Tell how many lines have the string "size" in them, and write nothing besides the number.

● ● ● ● ● ● ●

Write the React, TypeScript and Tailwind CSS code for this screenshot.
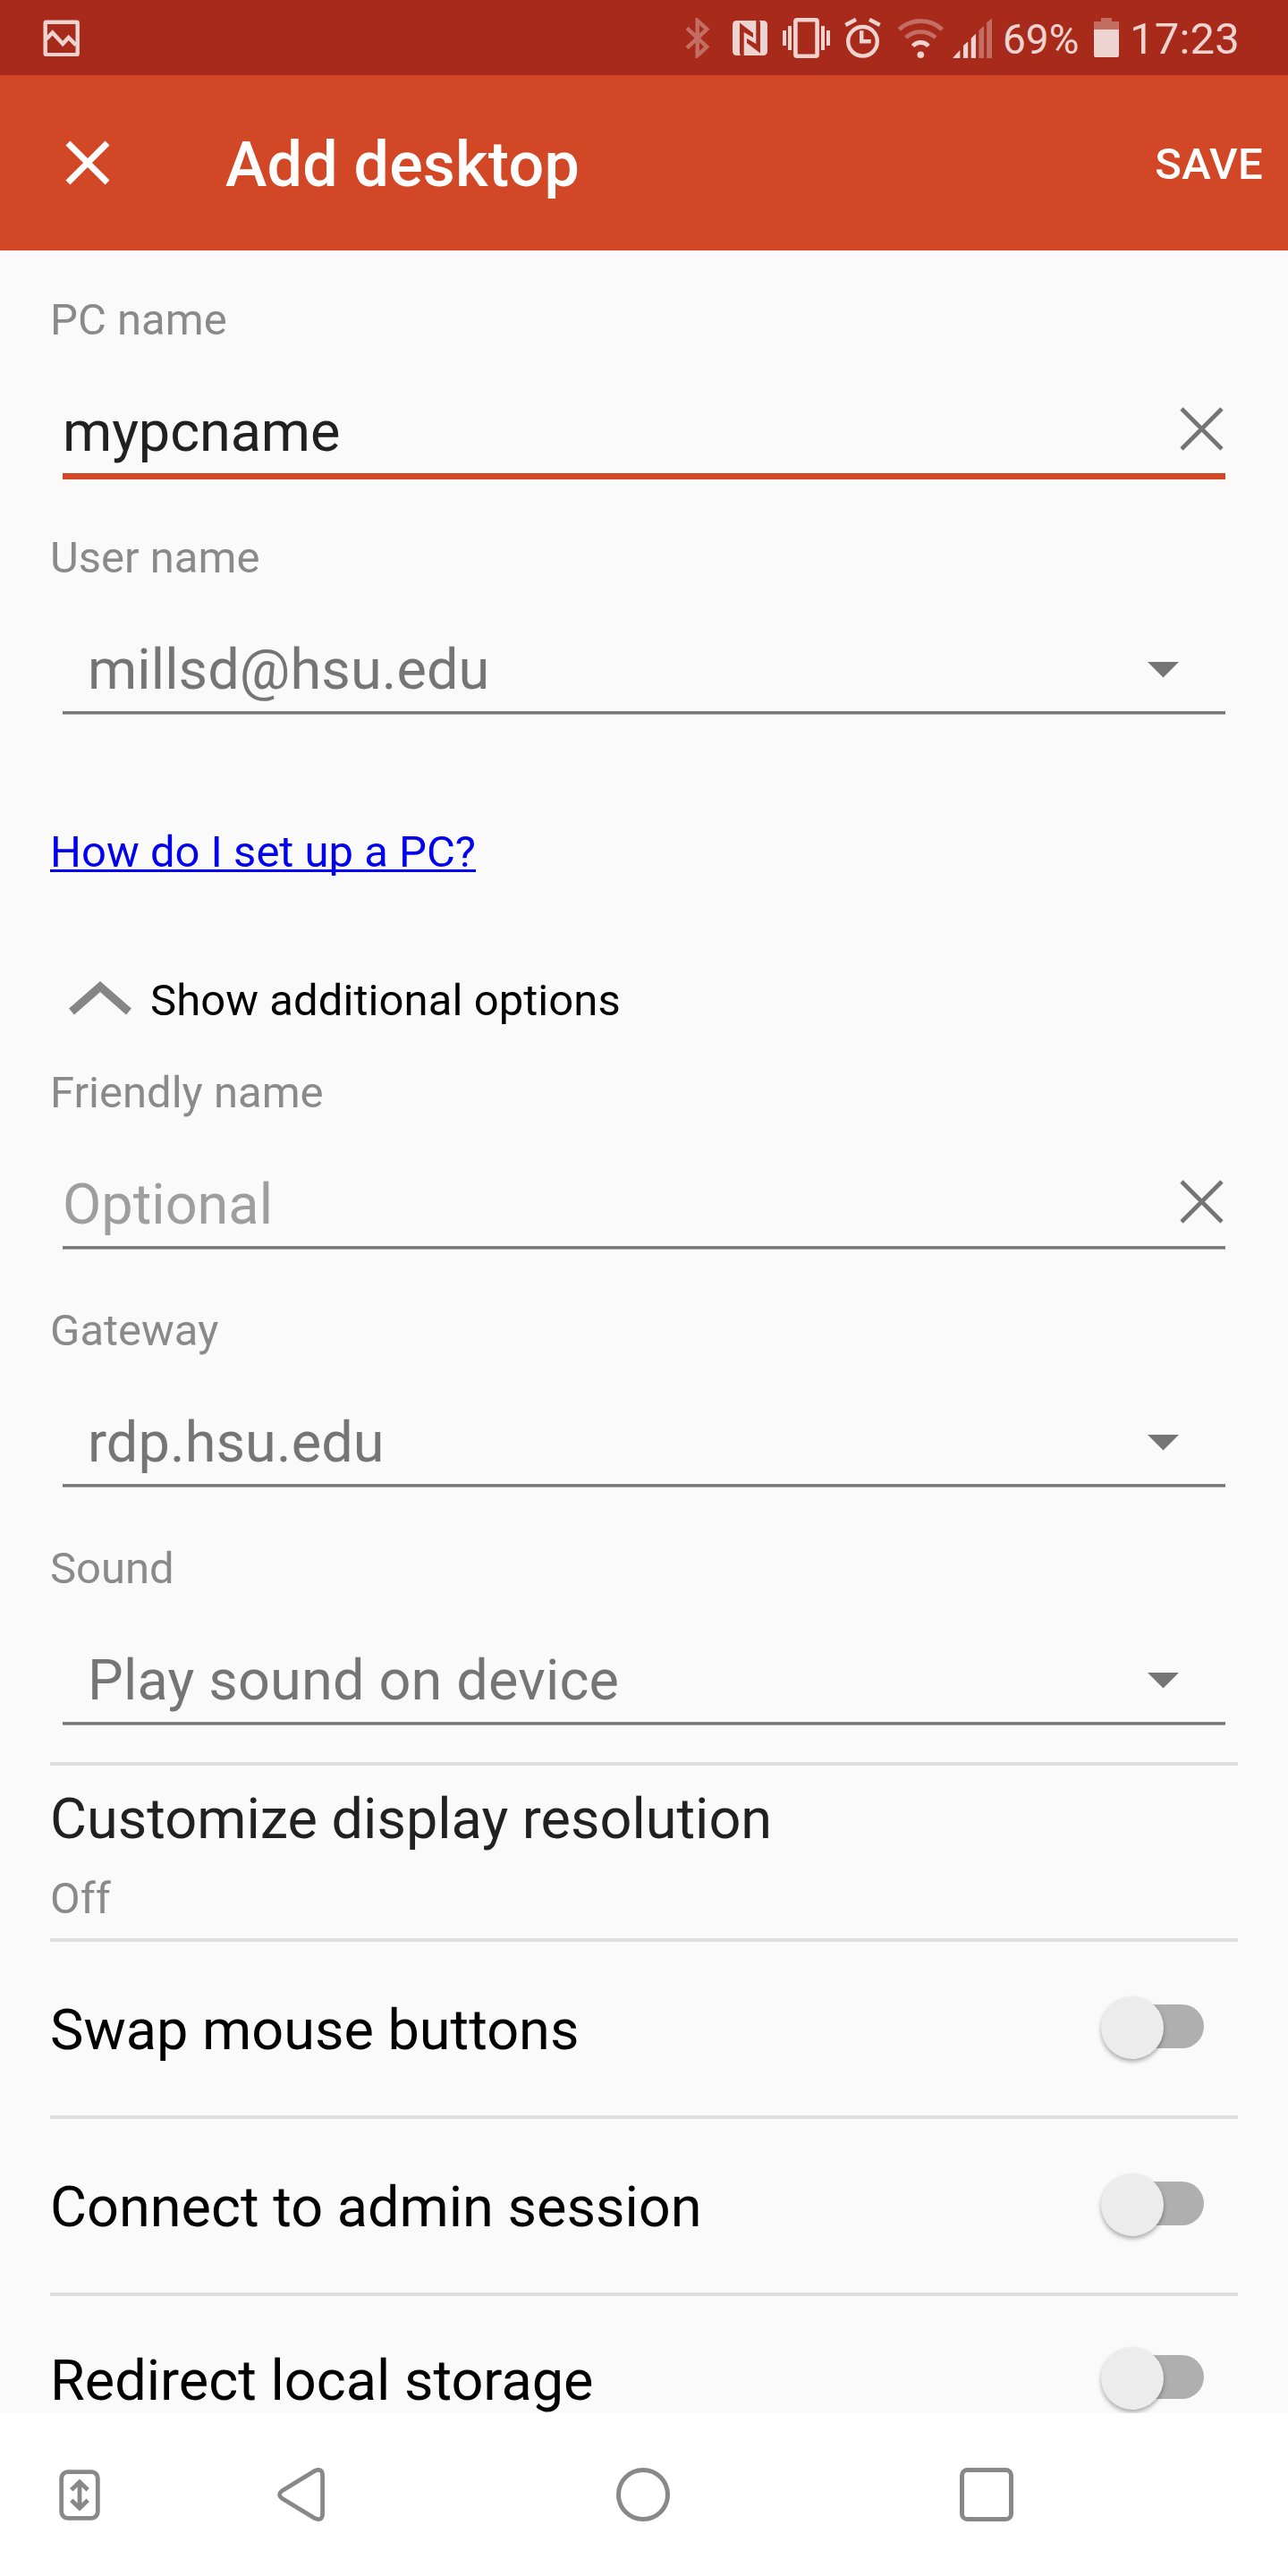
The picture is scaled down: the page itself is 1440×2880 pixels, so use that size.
import type { ReactNode } from "react";
import { MdClose } from "react-icons/md";

const SWITCHES = ["Swap mouse buttons", "Connect to admin session", "Redirect local storage"];

function StatusBar() {
  return (
    <div className="flex h-[84px] shrink-0 items-center justify-between bg-[#a82a1a] pl-12 text-[#eed4d1]">
      <svg width="41" height="41" viewBox="0 0 41 41" fill="none" stroke="currentColor" strokeWidth="4.4">
        <rect x="2.7" y="2.7" width="36" height="36.4" rx="1" />
        <path d="M4 21.5L10.7 14.5L22.2 27L28.7 20L37 28.5" />
      </svg>
      <div className="flex w-[674px] items-center">
        <svg width="28" height="45" viewBox="0 0 28 45" fill="none" stroke="currentColor" strokeWidth="4.4" className="opacity-40">
          <path d="M2 11.4L24.3 32.5L13.7 42V3L24.3 12.5L2 33.6" />
        </svg>
        <svg width="39" height="39" viewBox="0 0 39 39" fill="currentColor" fillRule="evenodd" className="ml-[25px]">
          <path d="M5 0H34Q39 0 39 5V34Q39 39 34 39H5Q0 39 0 34V5Q0 0 5 0ZM8 2.5L23 14V19L12.7 13V39H10Q8 39 8 36ZM31 36.5L16 25V20L26.3 26V0H29Q31 0 31 3Z" />
        </svg>
        <svg width="53" height="45" viewBox="0 0 53 45" fill="currentColor" className="ml-[17px]">
          <rect x="14.4" y="2.3" width="24.2" height="40.4" rx="1.5" fill="none" stroke="currentColor" strokeWidth="4.6" />
          <path d="M0 14h4v17h-4zM6 9h4v27h-4zM43 9h4v27h-4zM49 14h4v17h-4z" />
        </svg>
        <svg width="41" height="45" viewBox="0 0 41 45" fill="none" stroke="currentColor" strokeWidth="4.4" className="ml-4">
          <circle cx="20.5" cy="26.3" r="16.3" />
          <path d="M19.2 14.3V26.2H29.7M1.3 8L13 1.8M28 1.8L39.7 8" />
        </svg>
        <svg width="53" height="45" viewBox="0 0 53 45" fill="none" stroke="currentColor" strokeWidth="4.8" className="ml-[18px]">
          <path d="M2.3 13A35 35 0 0 1 50.3 13M9.7 22A25 25 0 0 1 42.9 22" opacity=".4" />
          <path d="M17.6 31.5A11.5 11.5 0 0 1 35 31.5" />
          <circle cx="26.3" cy="41.2" r="3.8" fill="currentColor" stroke="none" />
        </svg>
        <svg width="44" height="45" viewBox="0 0 44 45" fill="currentColor" className="ml-[9px]">
          <path d="M0 45L8.3 36V45ZM12 45V31L17.2 26.5V45ZM20.7 45V22.7L26 17.7V45Z" />
          <path d="M29.4 45V14L35 9V45ZM38.2 45V5.3L44 .5V45Z" opacity=".4" />
        </svg>
        <span className="mt-[3px] ml-3 w-[102px] text-[46px] leading-[54px]">69%</span>
        <svg width="28" height="44" viewBox="0 0 28 44" fill="currentColor">
          <path d="M0 13V4H8V0H20V4H28V13Z" opacity=".4" />
          <path d="M0 13H28V42Q28 44 26 44H2Q0 44 0 42Z" />
        </svg>
        <span className="mt-0.5 ml-3 text-[49px] leading-[57px] tracking-[0.2px]">17:23</span>
      </div>
    </div>
  );
}

function ClearIcon() {
  return (
    <svg width="49" height="49" viewBox="0 0 49 49" stroke="#757575" strokeWidth="4.6" className="mr-0.5 mb-[7px]">
      <path d="M2 2L47 47M47 2L2 47" />
    </svg>
  );
}

function Caret() {
  return (
    <svg width="35" height="18" viewBox="0 0 35 18" fill="#757575" className="mr-[52px]">
      <path d="M0 0H35L17.5 17.5Z" />
    </svg>
  );
}

function Field({ label, children, focused }: { label: string; children: ReactNode; focused?: boolean }) {
  return (
    <div>
      <p className="text-[49px] leading-[57px] text-[#8a8a8a]">{label}</p>
      <div className="mx-3.5 flex items-center justify-between pt-[60px] pb-[9px] text-[63px] leading-[74px]">
        {children}
      </div>
      <div className="mx-3.5 h-[7px]">
        <div className={focused ? "h-[7px] bg-[#d24726]" : "h-1 border-y border-t-[#8c8c8c] border-b-[#a3a3a3] bg-[#757575]"} />
      </div>
    </div>
  );
}

function Divider() {
  return <div className="h-1 shrink-0 bg-[#dedede]" />;
}

function Switch() {
  return (
    <div className="mr-[38px] mb-[3px] flex h-[70px] w-[115px] items-center">
      <div className="relative z-10 size-[70px] shrink-0 rounded-full bg-[#ececec] shadow-[0_3px_5px_rgba(0,0,0,0.32)]" />
      <div className="mb-[3px] -ml-9 h-[49px] w-[81px] rounded-r-full bg-[#afafaf]" />
    </div>
  );
}

function NavBar() {
  return (
    <div className="flex h-[182px] shrink-0 items-center bg-white pl-[66px]">
      <svg width="46" height="57" viewBox="0 0 46 57" fill="none" stroke="#888" strokeWidth="4.8">
        <rect x="2.7" y="2.7" width="40.6" height="51.6" rx="7" />
        <path d="M23 15V42M13.8 22.8L23 13.8L32.2 22.8M13.8 34.2L23 43.2L32.2 34.2" />
      </svg>
      <svg width="54" height="60" viewBox="0 0 54 60" fill="none" stroke="#888" strokeWidth="4.8" className="ml-[198px]">
        <path d="M42 3.4L5 26Q0 30 5 34L42 56.6Q50.6 60 50.6 51V9Q50.6 0 42 3.4Z" />
      </svg>
      <svg width="60" height="60" viewBox="0 0 60 60" fill="none" stroke="#888" strokeWidth="5" className="ml-[325px]">
        <circle cx="30" cy="30" r="27.5" />
      </svg>
      <svg width="60" height="60" viewBox="0 0 60 60" fill="none" stroke="#888" strokeWidth="5" className="ml-[324px]">
        <rect x="2.5" y="2.5" width="55" height="55" rx="6" />
      </svg>
    </div>
  );
}

export default function App() {
  return (
    <div className="flex h-[2880px] w-[1440px] flex-col overflow-hidden bg-[#fafafa] font-['Roboto',sans-serif] text-black">
      <StatusBar />
      <header className="flex h-[196px] shrink-0 items-center bg-[#d24726] pr-7 pl-14 font-medium text-white">
        <MdClose size={84} />
        <h1 className="mt-1 ml-28 text-[70px] leading-[82px] tracking-[0.2px]">Add desktop</h1>
        <span className="mt-0.5 ml-auto text-[49px] leading-[57px] tracking-[0.3px]">SAVE</span>
      </header>

      <main className="flex h-[2418px] shrink-0 flex-col overflow-hidden px-14 pt-[49px]">
        <div className="flex flex-col gap-[59px]">
          <Field label="PC name" focused>
            <span className="tracking-[-0.1px] text-[#212121]">mypcname</span>
            <ClearIcon />
          </Field>
          <Field label="User name">
            <span className="pl-7 tracking-[0.1px] text-[#757575]">millsd@hsu.edu</span>
            <Caret />
          </Field>
        </div>

        <a className="mt-[122px] self-start text-[49px] leading-[57px] text-[#0000ee] underline decoration-[3px] underline-offset-[3px] [text-decoration-skip-ink:none]">
          How do I set up a PC?
        </a>

        <div className="mt-[109px] flex items-center text-[49px] leading-[57px] tracking-[0.07px]">
          <svg width="70" height="38" viewBox="0 0 70 38" fill="none" stroke="#858585" strokeWidth="9" className="mr-[21px] mb-1.5 ml-[21px]">
            <path d="M3 34L35 6L67 34" />
          </svg>
          Show additional options
        </div>

        <div className="mt-[46px] flex flex-col gap-[59px]">
          <Field label="Friendly name">
            <span className="text-[#9e9e9e]">Optional</span>
            <ClearIcon />
          </Field>
          <Field label="Gateway">
            <span className="pl-7 tracking-[0.1px] text-[#757575]">rdp.hsu.edu</span>
            <Caret />
          </Field>
          <Field label="Sound">
            <span className="pl-7 tracking-[0.18px] text-[#757575]">Play sound on device</span>
            <Caret />
          </Field>
        </div>

        <div className="mt-[38px]">
          <Divider />
          <div className="pt-[23px] pb-4">
            <p className="text-[63px] leading-[74px] text-[#212121]">Customize display resolution</p>
            <p className="mt-[23px] text-[49px] leading-[57px] text-[#8a8a8a]">Off</p>
          </div>
          {SWITCHES.map((label, i) => (
            <div key={label}>
              <Divider />
              <div className={`flex items-center justify-between ${i === 2 ? "h-[186px]" : "h-[194px]"}`}>
                <span className="mt-1 text-[63px] leading-[74px]">{label}</span>
                <Switch />
              </div>
            </div>
          ))}
        </div>
      </main>

      <NavBar />
    </div>
  );
}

● ● ● ● ● ● ●

ANSWER FOR THIS EXERCISE:
3